Once a year, at the end of the season, the beaters on driven shoots get a chance to have a go themselves.
Having spent the whole season tut tutting over just how hopeless some of the guns can be, this is the moment of truth. Put your No6 shot where your bird is. Fat chance. I have to say, “our” shoot is pretty challenging, even from a beaters’ perspective. We often cannot see the guns in action, but from a distance we can see the birds we have pushed out sailing high across the steep wooded valley which runs through some of the best drives. If they hit the ones we can see, they’re doing well.
Some guns, who will be paying £500 a day, are no better than the rest of us. But others are spectacularly good and we make appreciative noises between ourselves, wondering whether we’d ever be able to do the same.
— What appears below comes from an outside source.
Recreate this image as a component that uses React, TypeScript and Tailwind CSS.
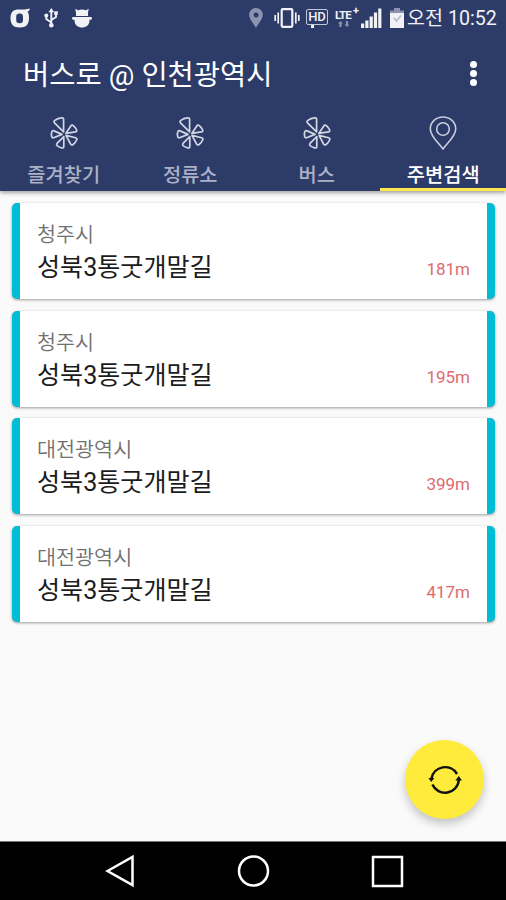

But then, we are also inclined to mutter jealously that anyone shooting three days a week for six months, as some of them will do, jolly well should be hitting them.
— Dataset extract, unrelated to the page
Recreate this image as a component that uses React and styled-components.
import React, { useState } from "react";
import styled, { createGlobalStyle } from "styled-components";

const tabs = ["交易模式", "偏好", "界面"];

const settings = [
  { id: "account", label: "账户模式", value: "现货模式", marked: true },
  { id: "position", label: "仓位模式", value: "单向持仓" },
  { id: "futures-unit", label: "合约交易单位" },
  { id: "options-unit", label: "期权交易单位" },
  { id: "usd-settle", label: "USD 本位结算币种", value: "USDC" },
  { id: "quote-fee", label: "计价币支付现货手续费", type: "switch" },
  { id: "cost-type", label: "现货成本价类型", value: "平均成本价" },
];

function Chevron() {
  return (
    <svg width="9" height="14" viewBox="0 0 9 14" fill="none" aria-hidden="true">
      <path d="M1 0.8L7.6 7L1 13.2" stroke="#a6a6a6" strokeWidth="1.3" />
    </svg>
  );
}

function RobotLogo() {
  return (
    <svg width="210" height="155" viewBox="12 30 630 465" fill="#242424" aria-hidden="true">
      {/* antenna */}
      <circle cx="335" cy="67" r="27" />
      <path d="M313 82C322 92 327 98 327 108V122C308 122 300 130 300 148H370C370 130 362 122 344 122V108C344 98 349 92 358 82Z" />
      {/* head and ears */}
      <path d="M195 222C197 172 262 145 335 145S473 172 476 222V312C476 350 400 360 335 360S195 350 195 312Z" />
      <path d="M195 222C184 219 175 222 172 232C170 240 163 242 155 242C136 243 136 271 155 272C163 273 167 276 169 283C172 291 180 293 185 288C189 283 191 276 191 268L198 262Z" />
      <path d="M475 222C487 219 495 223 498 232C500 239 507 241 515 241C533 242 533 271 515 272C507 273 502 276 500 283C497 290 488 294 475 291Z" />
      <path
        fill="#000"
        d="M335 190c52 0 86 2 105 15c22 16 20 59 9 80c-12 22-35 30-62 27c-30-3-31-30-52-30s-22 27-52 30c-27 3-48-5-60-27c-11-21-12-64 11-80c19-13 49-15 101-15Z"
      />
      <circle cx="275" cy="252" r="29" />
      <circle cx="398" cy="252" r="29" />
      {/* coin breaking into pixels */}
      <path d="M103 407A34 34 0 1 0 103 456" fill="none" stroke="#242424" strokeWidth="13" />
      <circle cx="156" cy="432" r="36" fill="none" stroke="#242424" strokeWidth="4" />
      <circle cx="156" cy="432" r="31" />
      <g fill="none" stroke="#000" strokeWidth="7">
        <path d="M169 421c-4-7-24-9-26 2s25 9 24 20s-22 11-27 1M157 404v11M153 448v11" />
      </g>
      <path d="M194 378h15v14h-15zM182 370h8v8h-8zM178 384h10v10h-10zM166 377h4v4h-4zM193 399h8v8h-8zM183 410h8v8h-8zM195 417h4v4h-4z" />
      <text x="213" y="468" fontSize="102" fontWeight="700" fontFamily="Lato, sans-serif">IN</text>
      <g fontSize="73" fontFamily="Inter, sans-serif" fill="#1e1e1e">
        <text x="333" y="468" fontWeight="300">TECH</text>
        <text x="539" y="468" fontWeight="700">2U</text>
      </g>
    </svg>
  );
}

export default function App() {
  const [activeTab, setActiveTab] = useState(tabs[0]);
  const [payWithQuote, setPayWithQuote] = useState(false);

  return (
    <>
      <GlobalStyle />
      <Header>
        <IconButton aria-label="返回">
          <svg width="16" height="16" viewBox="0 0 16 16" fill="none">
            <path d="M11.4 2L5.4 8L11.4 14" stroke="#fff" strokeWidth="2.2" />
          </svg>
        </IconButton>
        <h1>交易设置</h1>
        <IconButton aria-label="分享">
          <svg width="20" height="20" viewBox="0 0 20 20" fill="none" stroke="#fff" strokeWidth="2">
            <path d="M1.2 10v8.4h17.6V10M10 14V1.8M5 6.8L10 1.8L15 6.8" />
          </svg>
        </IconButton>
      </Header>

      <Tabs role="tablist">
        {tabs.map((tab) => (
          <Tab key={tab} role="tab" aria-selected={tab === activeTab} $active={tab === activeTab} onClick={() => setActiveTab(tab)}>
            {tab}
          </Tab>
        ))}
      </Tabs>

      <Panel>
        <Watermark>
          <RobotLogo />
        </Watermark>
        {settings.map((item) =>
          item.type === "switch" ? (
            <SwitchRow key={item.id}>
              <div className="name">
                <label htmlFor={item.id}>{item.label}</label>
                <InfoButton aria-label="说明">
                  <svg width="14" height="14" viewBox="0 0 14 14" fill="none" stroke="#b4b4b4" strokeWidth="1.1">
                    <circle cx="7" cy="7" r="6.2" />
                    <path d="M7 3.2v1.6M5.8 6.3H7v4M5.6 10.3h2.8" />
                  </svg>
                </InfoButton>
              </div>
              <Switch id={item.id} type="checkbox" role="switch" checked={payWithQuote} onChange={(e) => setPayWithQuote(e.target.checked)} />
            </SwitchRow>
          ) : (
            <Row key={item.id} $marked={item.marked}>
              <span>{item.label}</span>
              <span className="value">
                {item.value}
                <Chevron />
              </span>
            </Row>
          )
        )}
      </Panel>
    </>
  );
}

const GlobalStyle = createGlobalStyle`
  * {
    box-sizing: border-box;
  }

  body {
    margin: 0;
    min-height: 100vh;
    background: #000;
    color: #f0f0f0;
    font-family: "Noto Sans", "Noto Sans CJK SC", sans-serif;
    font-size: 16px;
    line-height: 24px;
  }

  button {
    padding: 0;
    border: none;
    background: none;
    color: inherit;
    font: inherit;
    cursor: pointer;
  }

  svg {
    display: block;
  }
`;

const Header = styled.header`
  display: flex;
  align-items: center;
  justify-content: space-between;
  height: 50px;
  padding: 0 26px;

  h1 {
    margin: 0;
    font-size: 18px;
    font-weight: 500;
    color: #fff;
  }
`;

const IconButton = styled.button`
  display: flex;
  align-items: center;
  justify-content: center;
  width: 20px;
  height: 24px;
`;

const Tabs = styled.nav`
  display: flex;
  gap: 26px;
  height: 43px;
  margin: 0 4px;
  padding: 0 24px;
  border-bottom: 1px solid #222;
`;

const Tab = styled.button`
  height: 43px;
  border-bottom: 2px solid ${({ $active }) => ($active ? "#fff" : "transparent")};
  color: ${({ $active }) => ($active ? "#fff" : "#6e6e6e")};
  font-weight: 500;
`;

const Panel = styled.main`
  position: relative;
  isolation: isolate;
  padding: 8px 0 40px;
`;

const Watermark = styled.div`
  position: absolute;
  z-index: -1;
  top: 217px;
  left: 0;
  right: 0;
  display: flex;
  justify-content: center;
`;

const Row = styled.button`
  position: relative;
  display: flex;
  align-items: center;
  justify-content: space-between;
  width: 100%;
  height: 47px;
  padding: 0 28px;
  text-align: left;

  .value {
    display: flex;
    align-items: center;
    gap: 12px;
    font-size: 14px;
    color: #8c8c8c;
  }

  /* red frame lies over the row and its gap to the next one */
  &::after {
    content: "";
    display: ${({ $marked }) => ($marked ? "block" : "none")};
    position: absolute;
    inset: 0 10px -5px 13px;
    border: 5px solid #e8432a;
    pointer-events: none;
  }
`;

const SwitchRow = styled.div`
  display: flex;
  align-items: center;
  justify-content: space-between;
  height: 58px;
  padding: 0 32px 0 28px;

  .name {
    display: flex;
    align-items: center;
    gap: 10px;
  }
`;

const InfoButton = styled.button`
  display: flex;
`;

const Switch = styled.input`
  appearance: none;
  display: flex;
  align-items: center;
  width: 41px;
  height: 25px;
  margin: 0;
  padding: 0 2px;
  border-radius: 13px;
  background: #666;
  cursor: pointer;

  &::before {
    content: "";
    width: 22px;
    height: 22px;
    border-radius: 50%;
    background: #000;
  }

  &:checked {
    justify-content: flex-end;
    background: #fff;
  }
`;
Like most beaters’ shoots we divided into two armed teams and took turn-and-turn-about to beat for the others; except, of course, the armed beaters are also shooting anything that moves within reason and safety.
Things threatened to go seriously wrong when after the first drive (ducks), the main form of transport, an ex-French Army lorry, ran out of petrol miles from anywhere. And two trees had blown down overnight, blocking key tracks.
So we walked a mile to the next drive between blizzards without, as it happened, a grumble. There I was parked on the end of the line round a corner and thus my failings as a shot were shielded from public gaze by a small plantation. At which point the shoot captain, a caustic Ulsterman and a more than tidy shot, appeared behind me to mop up anything (everything) I might miss. Thanks; no pressure. Still, we learned just how hard some of the drives can be.
Crumpet and Waffle tore about fighting other people’s dogs for birds (I had forgotten their skewer). There was some fantastic shooting, and equally, some hopeless shooting. We had sloe gin and cava (known as a Sloegasm) for elevenses and hot sausage rolls made by one of the beaters filled with duck and pheasant. (We usually get sweeties).
The last drive took place in descending darkness, after which we fell upon a vat of pheasant curry and rice in the bothy and some of us got stuck into the selection of booze donated over the season – wine, martini, Glenfarclas, port, diet cola, beer, something disgusting and yellow from South Africa… and after that things went a bit fuzzy.